**Exercise aim:**
Copy each line below in which the string "full" occurs.

**Data to use:**

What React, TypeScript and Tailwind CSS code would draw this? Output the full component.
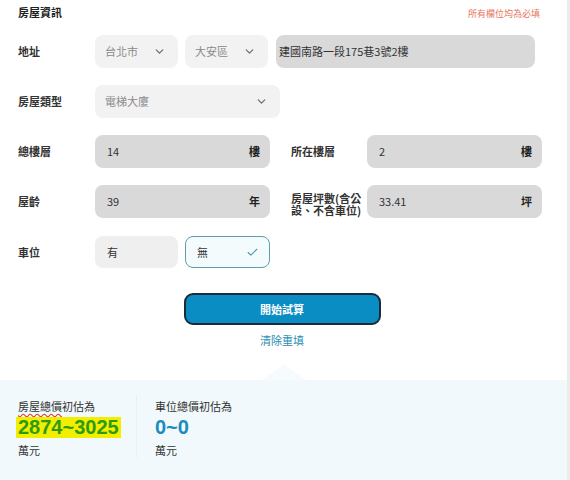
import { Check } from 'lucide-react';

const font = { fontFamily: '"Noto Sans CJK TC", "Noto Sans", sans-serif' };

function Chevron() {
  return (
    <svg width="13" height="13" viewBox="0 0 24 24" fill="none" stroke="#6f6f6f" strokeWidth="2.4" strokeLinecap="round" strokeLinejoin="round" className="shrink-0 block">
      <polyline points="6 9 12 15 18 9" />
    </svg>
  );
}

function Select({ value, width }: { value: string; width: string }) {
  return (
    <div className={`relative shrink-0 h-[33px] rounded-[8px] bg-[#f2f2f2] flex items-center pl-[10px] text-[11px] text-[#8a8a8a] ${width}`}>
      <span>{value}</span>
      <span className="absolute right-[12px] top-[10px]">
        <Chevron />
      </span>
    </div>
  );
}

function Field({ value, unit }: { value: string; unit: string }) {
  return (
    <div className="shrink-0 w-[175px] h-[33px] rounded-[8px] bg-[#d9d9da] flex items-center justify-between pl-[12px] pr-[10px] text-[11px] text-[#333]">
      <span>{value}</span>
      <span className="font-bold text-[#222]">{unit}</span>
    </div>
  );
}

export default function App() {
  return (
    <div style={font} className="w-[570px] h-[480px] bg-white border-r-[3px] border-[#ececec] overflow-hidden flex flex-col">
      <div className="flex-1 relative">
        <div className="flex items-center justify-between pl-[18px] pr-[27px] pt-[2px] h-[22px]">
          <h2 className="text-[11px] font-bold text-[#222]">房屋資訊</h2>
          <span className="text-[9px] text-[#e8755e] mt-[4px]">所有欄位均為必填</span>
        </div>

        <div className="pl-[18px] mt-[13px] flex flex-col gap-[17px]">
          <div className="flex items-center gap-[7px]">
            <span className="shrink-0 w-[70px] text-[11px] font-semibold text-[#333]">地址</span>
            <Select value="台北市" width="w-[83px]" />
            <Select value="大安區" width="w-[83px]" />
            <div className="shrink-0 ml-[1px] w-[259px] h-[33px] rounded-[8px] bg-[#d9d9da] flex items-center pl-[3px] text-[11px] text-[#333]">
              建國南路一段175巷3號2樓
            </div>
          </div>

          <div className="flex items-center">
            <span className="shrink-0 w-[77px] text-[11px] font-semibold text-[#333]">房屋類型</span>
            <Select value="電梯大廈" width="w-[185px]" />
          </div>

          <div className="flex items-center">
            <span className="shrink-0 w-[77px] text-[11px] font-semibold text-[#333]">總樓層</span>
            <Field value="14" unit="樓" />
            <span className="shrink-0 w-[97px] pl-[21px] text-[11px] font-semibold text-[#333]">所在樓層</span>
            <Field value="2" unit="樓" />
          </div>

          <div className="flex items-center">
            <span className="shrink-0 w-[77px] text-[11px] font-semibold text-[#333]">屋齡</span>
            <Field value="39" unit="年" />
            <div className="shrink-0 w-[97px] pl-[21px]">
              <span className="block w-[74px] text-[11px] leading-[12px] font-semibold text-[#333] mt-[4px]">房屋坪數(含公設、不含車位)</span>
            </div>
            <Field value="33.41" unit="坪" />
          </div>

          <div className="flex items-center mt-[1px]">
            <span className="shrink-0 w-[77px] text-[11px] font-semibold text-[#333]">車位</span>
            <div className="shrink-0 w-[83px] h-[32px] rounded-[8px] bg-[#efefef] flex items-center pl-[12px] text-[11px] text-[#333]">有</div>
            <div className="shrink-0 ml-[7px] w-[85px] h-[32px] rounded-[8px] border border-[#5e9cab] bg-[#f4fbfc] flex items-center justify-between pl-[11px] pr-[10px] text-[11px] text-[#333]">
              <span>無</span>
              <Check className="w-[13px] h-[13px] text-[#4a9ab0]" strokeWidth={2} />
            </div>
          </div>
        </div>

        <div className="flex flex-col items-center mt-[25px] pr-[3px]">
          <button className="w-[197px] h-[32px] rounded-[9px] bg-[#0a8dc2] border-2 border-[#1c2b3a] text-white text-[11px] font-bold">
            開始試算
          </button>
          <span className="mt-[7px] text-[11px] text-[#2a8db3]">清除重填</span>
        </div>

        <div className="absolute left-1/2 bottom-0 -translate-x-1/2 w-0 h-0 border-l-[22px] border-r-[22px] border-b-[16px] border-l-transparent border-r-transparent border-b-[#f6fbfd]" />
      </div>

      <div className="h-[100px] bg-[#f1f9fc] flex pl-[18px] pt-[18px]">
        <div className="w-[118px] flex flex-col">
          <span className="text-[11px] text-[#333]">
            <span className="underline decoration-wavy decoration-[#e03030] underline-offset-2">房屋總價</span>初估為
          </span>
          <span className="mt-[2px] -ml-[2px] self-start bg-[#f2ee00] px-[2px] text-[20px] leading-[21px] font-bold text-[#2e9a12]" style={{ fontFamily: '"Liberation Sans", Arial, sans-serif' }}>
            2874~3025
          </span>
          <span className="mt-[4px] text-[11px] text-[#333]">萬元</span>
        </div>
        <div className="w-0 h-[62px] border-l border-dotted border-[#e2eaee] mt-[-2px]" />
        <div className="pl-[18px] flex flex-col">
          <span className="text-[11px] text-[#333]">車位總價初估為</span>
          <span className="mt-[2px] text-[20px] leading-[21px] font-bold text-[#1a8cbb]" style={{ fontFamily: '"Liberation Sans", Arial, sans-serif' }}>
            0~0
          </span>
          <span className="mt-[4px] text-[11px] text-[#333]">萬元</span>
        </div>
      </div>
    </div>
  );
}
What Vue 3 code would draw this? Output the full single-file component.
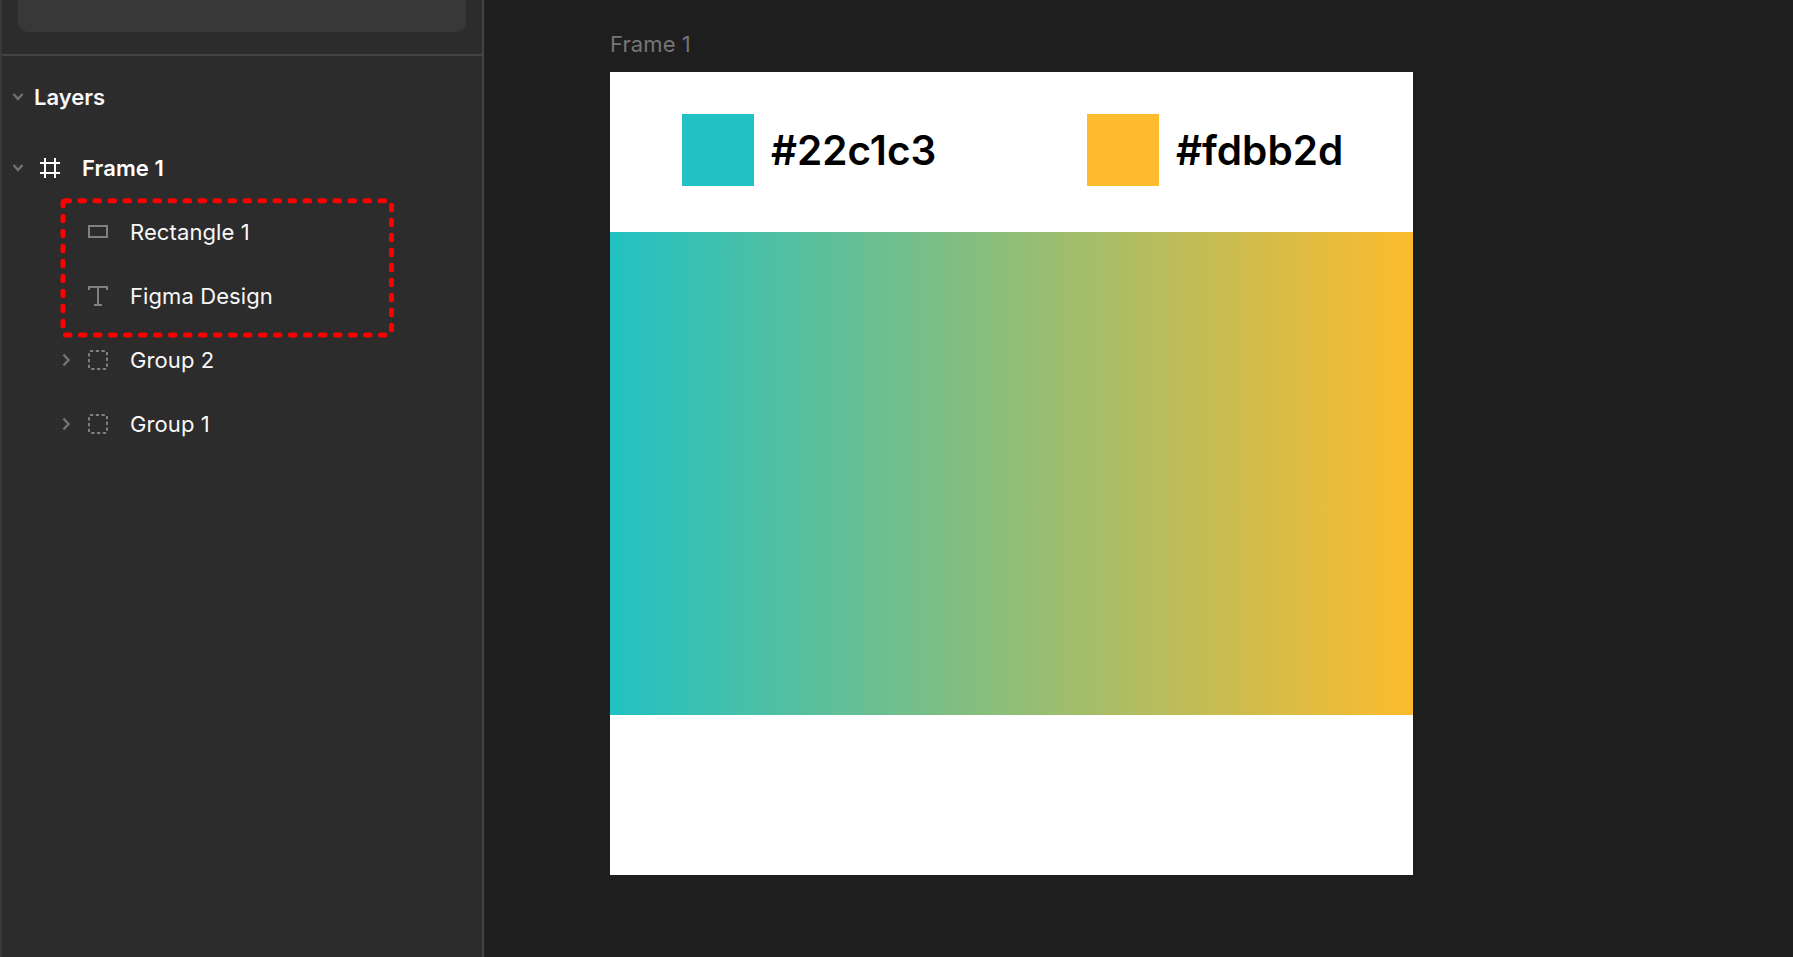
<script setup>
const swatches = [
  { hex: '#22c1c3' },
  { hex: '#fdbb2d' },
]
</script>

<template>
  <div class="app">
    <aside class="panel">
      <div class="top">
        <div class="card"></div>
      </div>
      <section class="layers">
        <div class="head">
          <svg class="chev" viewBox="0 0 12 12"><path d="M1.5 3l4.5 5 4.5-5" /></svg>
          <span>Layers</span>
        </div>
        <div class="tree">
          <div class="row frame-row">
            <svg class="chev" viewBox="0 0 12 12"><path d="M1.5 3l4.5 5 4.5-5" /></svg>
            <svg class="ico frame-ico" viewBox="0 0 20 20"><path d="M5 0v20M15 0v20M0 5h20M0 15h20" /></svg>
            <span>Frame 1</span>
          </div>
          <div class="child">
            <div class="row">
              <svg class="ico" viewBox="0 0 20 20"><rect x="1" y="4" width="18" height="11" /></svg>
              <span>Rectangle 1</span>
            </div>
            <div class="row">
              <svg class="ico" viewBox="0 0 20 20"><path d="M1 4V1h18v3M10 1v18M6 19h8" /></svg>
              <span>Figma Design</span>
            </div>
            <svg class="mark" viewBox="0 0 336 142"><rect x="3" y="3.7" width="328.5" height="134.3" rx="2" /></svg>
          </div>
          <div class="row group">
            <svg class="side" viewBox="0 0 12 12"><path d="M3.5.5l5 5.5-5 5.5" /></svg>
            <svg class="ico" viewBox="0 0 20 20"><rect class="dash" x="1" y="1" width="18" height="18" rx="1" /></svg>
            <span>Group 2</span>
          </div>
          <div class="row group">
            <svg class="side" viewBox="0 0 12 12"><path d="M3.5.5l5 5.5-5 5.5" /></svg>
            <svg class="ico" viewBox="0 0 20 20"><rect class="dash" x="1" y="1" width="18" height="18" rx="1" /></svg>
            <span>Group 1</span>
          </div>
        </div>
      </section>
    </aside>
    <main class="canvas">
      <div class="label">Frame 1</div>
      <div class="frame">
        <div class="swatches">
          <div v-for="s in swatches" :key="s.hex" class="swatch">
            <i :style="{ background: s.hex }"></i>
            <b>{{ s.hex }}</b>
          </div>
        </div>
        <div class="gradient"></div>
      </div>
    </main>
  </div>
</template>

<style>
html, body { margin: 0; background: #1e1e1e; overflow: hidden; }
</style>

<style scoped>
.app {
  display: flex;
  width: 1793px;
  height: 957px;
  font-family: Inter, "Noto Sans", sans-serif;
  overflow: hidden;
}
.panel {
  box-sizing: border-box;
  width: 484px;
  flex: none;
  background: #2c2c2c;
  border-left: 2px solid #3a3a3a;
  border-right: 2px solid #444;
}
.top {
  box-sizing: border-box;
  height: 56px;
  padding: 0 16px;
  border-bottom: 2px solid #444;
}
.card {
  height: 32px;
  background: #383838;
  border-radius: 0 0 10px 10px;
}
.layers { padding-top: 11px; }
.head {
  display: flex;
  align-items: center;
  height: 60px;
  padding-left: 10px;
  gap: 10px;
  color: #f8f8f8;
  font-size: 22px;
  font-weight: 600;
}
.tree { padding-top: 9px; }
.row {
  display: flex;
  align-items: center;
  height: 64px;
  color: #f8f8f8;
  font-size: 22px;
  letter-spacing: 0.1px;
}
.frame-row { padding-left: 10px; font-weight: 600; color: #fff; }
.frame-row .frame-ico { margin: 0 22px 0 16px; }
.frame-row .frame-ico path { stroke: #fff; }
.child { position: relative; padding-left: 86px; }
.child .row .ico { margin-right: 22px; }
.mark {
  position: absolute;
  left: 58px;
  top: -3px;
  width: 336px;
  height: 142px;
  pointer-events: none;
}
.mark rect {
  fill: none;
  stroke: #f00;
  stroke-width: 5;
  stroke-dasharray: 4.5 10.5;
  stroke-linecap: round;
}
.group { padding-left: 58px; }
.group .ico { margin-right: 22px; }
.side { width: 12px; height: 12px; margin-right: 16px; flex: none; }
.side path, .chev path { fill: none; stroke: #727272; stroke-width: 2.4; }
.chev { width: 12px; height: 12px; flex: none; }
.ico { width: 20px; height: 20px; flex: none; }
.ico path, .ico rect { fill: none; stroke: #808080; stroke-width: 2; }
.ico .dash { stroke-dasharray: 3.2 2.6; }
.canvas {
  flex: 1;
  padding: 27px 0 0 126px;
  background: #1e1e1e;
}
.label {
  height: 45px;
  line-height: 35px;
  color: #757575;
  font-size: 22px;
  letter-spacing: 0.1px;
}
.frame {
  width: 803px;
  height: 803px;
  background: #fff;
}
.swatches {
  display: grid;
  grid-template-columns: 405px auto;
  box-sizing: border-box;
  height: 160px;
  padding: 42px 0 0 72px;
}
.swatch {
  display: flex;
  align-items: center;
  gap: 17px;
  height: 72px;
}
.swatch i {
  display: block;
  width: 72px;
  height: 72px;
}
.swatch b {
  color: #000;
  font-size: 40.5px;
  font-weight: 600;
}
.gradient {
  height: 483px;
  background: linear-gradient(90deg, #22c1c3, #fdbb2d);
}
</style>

**Result of this exercise:**
What React, TypeScript and Tailwind CSS code would draw this? Output the full component.
What Vue 3 code would draw this? Output the full single-file component.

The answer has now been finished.